Start at the line holding "Generate a component", stop at the line holding "const selected = 5", and repeat those lines exactly, both ends included; skip the pictures.

Material to process
— Start —

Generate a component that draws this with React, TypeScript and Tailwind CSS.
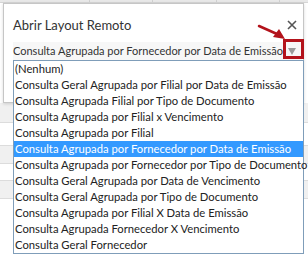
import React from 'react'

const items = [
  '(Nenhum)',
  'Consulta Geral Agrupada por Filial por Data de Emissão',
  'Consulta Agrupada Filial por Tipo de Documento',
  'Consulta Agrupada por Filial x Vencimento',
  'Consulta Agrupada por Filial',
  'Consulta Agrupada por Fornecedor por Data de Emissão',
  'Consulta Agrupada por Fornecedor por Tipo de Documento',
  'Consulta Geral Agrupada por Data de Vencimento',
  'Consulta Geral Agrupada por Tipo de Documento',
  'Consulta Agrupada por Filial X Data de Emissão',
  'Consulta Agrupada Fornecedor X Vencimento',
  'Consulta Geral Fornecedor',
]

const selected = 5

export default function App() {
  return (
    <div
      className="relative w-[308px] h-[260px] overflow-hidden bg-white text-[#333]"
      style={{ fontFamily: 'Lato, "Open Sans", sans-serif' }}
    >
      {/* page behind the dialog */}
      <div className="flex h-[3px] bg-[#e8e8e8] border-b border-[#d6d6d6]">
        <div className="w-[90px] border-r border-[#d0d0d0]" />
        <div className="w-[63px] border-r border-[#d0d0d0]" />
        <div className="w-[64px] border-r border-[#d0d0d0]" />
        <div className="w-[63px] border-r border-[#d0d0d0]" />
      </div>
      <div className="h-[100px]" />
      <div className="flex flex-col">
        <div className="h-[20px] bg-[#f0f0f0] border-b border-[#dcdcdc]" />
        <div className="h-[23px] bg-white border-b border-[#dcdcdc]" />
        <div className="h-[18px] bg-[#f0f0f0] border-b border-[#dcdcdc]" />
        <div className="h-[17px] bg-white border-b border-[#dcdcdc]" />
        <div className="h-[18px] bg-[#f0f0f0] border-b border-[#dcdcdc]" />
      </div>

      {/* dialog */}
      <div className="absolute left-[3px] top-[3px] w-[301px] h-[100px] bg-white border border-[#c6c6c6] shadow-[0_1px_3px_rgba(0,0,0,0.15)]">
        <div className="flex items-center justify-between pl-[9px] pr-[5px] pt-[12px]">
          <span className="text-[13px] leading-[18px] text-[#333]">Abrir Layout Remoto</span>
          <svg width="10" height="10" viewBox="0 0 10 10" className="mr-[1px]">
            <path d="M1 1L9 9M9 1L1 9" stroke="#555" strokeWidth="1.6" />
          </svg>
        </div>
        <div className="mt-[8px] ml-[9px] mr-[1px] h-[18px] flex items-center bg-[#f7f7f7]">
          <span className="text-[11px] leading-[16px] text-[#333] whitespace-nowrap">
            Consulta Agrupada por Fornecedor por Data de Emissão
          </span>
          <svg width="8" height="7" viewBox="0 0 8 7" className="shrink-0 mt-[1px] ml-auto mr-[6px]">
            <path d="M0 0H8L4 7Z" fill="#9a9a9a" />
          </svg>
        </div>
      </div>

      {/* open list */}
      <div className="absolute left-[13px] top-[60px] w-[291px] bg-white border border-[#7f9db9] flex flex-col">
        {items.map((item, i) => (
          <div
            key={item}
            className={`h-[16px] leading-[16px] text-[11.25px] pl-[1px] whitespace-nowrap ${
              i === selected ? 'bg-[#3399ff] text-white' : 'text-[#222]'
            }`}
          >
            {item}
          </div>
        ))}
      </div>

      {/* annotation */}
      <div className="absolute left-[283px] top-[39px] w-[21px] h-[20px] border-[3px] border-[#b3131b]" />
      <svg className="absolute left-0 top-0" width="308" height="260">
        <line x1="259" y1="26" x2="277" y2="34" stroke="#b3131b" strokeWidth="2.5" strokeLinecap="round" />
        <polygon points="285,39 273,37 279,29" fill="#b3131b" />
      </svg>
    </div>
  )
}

— End —
— Start —

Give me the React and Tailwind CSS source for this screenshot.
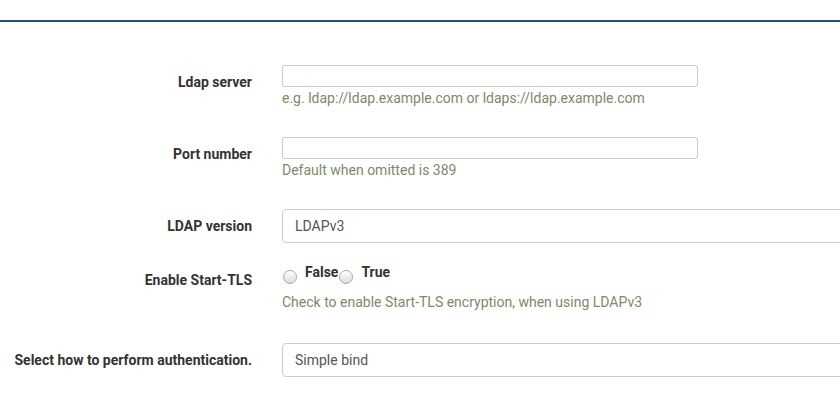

— End —

Answer to this exercise
Generate a component that draws this with React, TypeScript and Tailwind CSS.
import React from 'react'

const items = [
  '(Nenhum)',
  'Consulta Geral Agrupada por Filial por Data de Emissão',
  'Consulta Agrupada Filial por Tipo de Documento',
  'Consulta Agrupada por Filial x Vencimento',
  'Consulta Agrupada por Filial',
  'Consulta Agrupada por Fornecedor por Data de Emissão',
  'Consulta Agrupada por Fornecedor por Tipo de Documento',
  'Consulta Geral Agrupada por Data de Vencimento',
  'Consulta Geral Agrupada por Tipo de Documento',
  'Consulta Agrupada por Filial X Data de Emissão',
  'Consulta Agrupada Fornecedor X Vencimento',
  'Consulta Geral Fornecedor',
]

const selected = 5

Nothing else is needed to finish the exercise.